The guidance could be applied on a prospective basis for revenue arrangements entered into or materially modified in fiscal years beginning on or after June 15, 2010, with earlier application permitted on a retrospective basis. We adopted the guidance prospectively on July 1, 2010, which resulted in a decrease to deferred revenue and a corresponding increase to total revenues as of and for the year ended June 30, 2011. The primary reason for the impact was the recognition of professional service revenue over the performance period, which is shorter than the estimated period over which customers benefited from initial consulting services.

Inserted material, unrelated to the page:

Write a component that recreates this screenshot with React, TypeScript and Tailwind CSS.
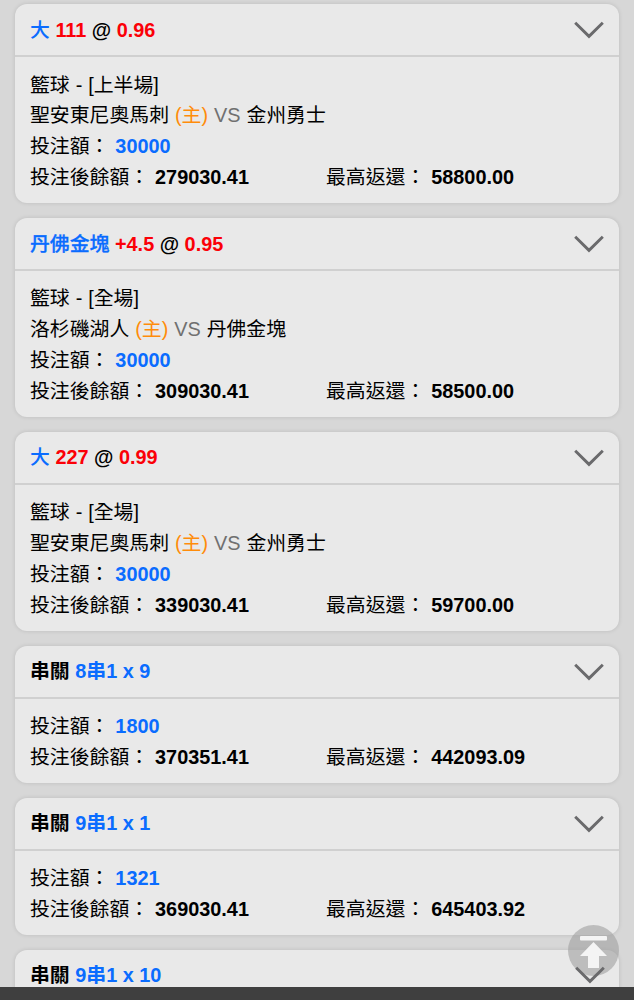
type Bet = {
  pick: string;
  line?: string;
  odds?: string;
  parlay?: boolean;
  game?: string;
  home?: string;
  away?: string;
  stake?: string;
  balance?: string;
  payout?: string;
};

const bets: Bet[] = [
  { pick: "大", line: "111", odds: "0.96", game: "籃球 - [上半場]", home: "聖安東尼奧馬刺", away: "金州勇士", stake: "30000", balance: "279030.41", payout: "58800.00" },
  { pick: "丹佛金塊", line: "+4.5", odds: "0.95", game: "籃球 - [全場]", home: "洛杉磯湖人", away: "丹佛金塊", stake: "30000", balance: "309030.41", payout: "58500.00" },
  { pick: "大", line: "227", odds: "0.99", game: "籃球 - [全場]", home: "聖安東尼奧馬刺", away: "金州勇士", stake: "30000", balance: "339030.41", payout: "59700.00" },
  { parlay: true, pick: "8串1 x 9", stake: "1800", balance: "370351.41", payout: "442093.09" },
  { parlay: true, pick: "9串1 x 1", stake: "1321", balance: "369030.41", payout: "645403.92" },
  { parlay: true, pick: "9串1 x 10" },
];

function Chevron() {
  return (
    <svg width="30" height="18" viewBox="0 0 30 18" fill="none" stroke="#6a6a6c" strokeWidth="2.9">
      <path d="M1.2 1.8L15 15.4L28.8 1.8" />
    </svg>
  );
}

// a single character already looks heavy enough without the extra stroke
function pickStyle(bet: Bet) {
  if (bet.parlay) return "text-[#0a6cff]";
  if (bet.pick.length > 1) return "font-medium text-[#0a6cff] [-webkit-text-stroke:0.3px_#0a6cff]";
  return "font-medium text-[#0a6cff]";
}

function BetCard({ bet }: { bet: Bet }) {
  return (
    <div className="shrink-0 rounded-[12px] bg-[#e9e9e9] shadow-[0_0_4px_rgba(0,0,0,0.13)]">
      <div className="flex h-[53px] items-center justify-between border-b-2 border-[#d0d0d0] pt-px pl-[15px] pr-[15px] font-bold">
        <p className="whitespace-pre">
          {bet.parlay && <span>串關 </span>}
          <span className={pickStyle(bet)}>{bet.pick}</span>
          {bet.odds && (
            <>
              <span className="text-[#fb0007] [font-kerning:normal]"> {bet.line}</span> @ <span className="text-[#fb0007]">{bet.odds}</span>
            </>
          )}
        </p>
        {bet.stake && <Chevron />}
      </div>
      {bet.stake && (
        <div className="px-[15px] pt-[12.2px] pb-[10.2px] [word-spacing:0.4px]">
          {bet.game && (
            <>
              <p>{bet.game}</p>
              <p>
                {bet.home} <span className="text-[#ff8c0a]">(主)</span> <span className="text-[#707070]">VS</span> {bet.away}
              </p>
            </>
          )}
          <p>
            投注額： <span className="font-bold text-[#0a6cff]">{bet.stake}</span>
          </p>
          <div className="flex">
            <p className="w-[296px]">
              投注後餘額： <span className="font-bold">{bet.balance}</span>
            </p>
            <p>
              最高返還： <span className="font-bold">{bet.payout}</span>
            </p>
          </div>
        </div>
      )}
    </div>
  );
}

export default function App() {
  return (
    <div className="relative flex h-[1000px] w-[634px] flex-col overflow-hidden bg-[#d7d7d7] font-['Liberation_Sans','Noto_Sans_CJK_TC',sans-serif] text-[19.88px] leading-[30.85px] text-black [font-kerning:none]">
      <div className="flex min-h-0 flex-1 flex-col gap-[15px] overflow-hidden pt-[4.4px] pr-[15px] pl-[15px]">
        {bets.map((bet, i) => (
          <BetCard key={i} bet={bet} />
        ))}
      </div>
      <div className="h-[13px] shrink-0 bg-[#3f3f3f]"></div>

      {/* back to top */}
      <button className="absolute top-[925px] left-[568px] h-[51px] w-[51px] rounded-full bg-[#a0a0a0]/60">
        <svg width="51" height="51" viewBox="0 0 51 51" fill="#f4f4f4">
          <rect x="12" y="11" width="27" height="4.5" rx="1" />
          <path d="M25.5 17L39 31H31V43H20V31H12Z" />
        </svg>
      </button>
      <div className="pointer-events-none absolute top-[966px] left-[575px]">
        <Chevron />
      </div>
    </div>
  );
}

The following table summarizes the effects of this new guidance on our consolidated balance sheets and statements of comprehensive income (loss) (in thousands):

As of and for the Fiscal Year Ended
June 30, 2011
As Reported Under
Previous
Accounting
Guidance
Impact of
Adoption of
ASU 2009-13

Total deferred revenue

$ 74,646 $ 81,036 $ (6,390 )

Revenues:

Subscription

$ 79,191 $ 78,305 $ 886

Professional services and other

13,450 7,946 5,504

Total revenues

$ 92,641 $ 86,251 $ 6,390

 

Comprehensive Income. On June 16, 2011, the FASB issued ASU No. 2011-05, Presentation of Comprehensive Income, which revises the manner in which companies present comprehensive income in their financial statements. This update requires companies to present components of comprehensive income in either (i) a continuous statement of comprehensive income or (ii) two separate but consecutive statements. It also eliminates the option for companies to present the components of other comprehensive income as part of the statement of changes in stockholders’ equity. This guidance is effective for fiscal periods beginning after December 15, 2011, with earlier adoption permitted. Accordingly, we retroactively adopted the provision of ASU 2011-05 during the six-month period ended December 31, 2011. The adoption of this guidance did not result in a material effect on our consolidated financial statements.